Search code examples
vaticle-typedb

Method to export Incidence Matrix from Grakn?


We often use GraphBLAS for graph processing so we need to use the incidence matrix. I haven't been able to find a way to export this from Grakn to a csv or any file. Is this possible?


Solution

  • There isn't a built-in way to dump data to CSV in Grakn right now. However, we do highly encourage our community to contribute open source tooling for these kinds of tasks! Feel free to chat to use about it on our discord.

    As to how it can be done, conceptually it's pretty easy:

    Query to get stream all hyper-relations out:

    match $r isa relation;
    

    and then for each relation, we can pipeline another query (possibly in new transaction if you wish to keep memory usage lower):

    match $r iid <iid of $r from previous query>; $r ($x); get $x;
    

    which will get you everything in this particular hyper relation $r playing a role.

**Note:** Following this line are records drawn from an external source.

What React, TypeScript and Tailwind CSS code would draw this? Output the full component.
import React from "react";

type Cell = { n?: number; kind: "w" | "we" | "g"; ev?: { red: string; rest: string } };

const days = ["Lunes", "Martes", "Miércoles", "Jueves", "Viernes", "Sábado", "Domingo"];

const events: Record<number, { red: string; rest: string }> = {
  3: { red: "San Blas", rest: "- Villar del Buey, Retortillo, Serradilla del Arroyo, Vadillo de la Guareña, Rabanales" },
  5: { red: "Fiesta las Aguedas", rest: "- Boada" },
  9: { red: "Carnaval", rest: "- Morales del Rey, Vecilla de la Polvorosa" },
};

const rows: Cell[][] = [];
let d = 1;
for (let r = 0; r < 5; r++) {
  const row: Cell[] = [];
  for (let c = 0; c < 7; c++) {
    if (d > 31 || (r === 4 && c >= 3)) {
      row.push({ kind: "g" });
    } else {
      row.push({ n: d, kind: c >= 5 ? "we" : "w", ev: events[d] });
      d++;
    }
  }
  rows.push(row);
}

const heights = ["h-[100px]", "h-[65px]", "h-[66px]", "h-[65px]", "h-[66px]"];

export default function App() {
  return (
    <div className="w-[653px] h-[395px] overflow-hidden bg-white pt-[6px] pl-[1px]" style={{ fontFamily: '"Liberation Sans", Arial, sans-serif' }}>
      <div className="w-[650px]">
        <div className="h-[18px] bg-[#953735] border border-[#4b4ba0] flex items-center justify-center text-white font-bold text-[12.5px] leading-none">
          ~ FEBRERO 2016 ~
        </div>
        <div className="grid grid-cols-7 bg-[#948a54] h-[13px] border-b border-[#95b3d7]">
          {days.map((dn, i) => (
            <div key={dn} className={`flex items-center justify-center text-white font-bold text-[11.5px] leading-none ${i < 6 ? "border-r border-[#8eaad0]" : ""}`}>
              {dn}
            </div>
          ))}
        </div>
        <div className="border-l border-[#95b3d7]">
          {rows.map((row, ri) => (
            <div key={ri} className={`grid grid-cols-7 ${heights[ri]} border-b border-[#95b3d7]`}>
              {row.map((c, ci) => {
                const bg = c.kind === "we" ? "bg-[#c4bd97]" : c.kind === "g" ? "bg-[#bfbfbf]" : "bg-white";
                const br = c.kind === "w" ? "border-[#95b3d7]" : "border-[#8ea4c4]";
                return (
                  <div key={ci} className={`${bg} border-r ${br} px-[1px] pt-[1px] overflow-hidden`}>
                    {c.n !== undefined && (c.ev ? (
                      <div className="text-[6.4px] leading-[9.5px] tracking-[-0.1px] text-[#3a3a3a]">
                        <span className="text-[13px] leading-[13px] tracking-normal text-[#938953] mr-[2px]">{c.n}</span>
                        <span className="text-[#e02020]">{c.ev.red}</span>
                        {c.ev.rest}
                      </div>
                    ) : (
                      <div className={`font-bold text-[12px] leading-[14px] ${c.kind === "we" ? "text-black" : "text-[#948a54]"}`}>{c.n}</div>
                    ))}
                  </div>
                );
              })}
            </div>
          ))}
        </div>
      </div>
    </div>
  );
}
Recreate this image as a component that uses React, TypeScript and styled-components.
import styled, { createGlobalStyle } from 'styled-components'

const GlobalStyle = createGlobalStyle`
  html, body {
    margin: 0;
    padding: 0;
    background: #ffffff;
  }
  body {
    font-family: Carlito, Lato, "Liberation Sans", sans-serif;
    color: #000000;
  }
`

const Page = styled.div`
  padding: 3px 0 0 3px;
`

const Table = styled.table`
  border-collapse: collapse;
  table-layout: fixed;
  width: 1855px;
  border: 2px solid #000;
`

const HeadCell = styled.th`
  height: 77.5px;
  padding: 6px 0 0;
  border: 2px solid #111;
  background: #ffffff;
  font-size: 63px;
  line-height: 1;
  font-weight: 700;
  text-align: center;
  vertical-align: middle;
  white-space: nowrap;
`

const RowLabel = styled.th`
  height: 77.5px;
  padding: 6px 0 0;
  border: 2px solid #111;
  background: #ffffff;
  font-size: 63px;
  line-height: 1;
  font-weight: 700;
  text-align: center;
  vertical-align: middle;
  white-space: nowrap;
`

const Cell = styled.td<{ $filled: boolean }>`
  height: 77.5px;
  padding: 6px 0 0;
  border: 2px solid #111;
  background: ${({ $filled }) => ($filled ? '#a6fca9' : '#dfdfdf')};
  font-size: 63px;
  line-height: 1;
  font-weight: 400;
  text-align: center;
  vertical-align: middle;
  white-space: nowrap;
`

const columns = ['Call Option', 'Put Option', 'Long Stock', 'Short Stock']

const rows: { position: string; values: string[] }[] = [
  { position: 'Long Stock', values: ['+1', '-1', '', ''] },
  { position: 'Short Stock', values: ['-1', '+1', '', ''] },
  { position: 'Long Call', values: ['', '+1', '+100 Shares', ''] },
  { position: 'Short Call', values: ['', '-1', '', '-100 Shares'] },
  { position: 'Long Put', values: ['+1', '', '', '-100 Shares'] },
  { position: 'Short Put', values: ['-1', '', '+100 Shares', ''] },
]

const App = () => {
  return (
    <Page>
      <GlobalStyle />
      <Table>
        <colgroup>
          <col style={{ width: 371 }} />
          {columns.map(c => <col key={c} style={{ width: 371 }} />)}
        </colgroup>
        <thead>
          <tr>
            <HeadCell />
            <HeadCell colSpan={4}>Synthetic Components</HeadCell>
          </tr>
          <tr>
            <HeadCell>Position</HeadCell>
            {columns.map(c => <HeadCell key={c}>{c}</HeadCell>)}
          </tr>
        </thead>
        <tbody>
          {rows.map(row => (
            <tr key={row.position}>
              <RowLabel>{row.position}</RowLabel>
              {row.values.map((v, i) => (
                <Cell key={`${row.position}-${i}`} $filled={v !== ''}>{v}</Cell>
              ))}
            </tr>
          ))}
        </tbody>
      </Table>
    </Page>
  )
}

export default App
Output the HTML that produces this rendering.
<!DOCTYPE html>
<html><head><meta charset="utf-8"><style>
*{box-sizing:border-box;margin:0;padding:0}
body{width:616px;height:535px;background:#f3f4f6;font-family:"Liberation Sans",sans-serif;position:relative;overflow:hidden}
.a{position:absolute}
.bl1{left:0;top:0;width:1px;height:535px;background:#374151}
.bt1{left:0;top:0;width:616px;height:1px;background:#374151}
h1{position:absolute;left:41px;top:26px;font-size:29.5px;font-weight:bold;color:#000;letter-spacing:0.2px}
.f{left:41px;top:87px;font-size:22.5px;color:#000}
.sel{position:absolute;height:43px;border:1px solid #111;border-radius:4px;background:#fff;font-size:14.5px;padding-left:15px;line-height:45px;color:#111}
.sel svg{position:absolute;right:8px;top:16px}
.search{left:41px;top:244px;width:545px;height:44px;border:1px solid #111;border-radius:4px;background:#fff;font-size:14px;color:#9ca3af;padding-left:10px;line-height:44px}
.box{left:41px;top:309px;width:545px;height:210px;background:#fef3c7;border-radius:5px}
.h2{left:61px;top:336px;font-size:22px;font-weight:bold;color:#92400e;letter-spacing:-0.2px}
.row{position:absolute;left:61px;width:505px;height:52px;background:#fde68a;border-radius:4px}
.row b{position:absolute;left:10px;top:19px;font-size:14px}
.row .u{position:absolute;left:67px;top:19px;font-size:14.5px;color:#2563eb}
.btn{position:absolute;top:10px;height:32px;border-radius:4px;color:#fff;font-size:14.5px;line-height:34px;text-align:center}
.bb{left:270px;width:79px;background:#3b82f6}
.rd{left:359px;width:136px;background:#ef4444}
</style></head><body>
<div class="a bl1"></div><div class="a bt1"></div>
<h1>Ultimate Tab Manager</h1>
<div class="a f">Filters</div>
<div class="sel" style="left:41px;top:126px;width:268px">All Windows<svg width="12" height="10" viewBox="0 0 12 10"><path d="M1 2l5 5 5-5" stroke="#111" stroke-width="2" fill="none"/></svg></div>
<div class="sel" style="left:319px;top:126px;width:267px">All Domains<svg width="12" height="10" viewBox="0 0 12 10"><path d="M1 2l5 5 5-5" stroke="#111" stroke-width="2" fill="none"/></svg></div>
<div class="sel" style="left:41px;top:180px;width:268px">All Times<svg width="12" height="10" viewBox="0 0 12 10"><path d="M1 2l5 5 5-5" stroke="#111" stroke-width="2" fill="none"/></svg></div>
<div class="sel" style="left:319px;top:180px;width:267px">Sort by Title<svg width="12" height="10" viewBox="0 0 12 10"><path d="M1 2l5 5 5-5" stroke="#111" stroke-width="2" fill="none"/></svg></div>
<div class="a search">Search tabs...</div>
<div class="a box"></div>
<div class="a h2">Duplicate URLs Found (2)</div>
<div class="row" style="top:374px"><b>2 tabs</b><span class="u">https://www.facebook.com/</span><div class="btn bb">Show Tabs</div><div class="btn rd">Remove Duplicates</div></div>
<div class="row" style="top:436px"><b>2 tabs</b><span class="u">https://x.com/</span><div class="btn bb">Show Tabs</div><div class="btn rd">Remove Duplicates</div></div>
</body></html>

    If you also wish to extract attributes that are attached to the hyper relation, you can use the following

    match $r iid <iid of $r from first query>; $r has $a; get $a;
    

    In effect we can use these steps to build up each column in the A incidence matrix.

    There are a couple if important caveats I should bring up:

    • What you'll end up with, will exclude all type information about the hyper relations, the role players in the relations, and the actual role that is being played by the role player, and attribute types owned.

    ==> It would be interesting to hear/discuss how one could encode types information for use in GraphBLAS

    • In Graql, it's entirely possible to have relations participating in relations. in the worst case, this means all hyper-edges E will also be present in the set V. In practice only a few relations will play a role in other relations, so only a subset of E may be in V.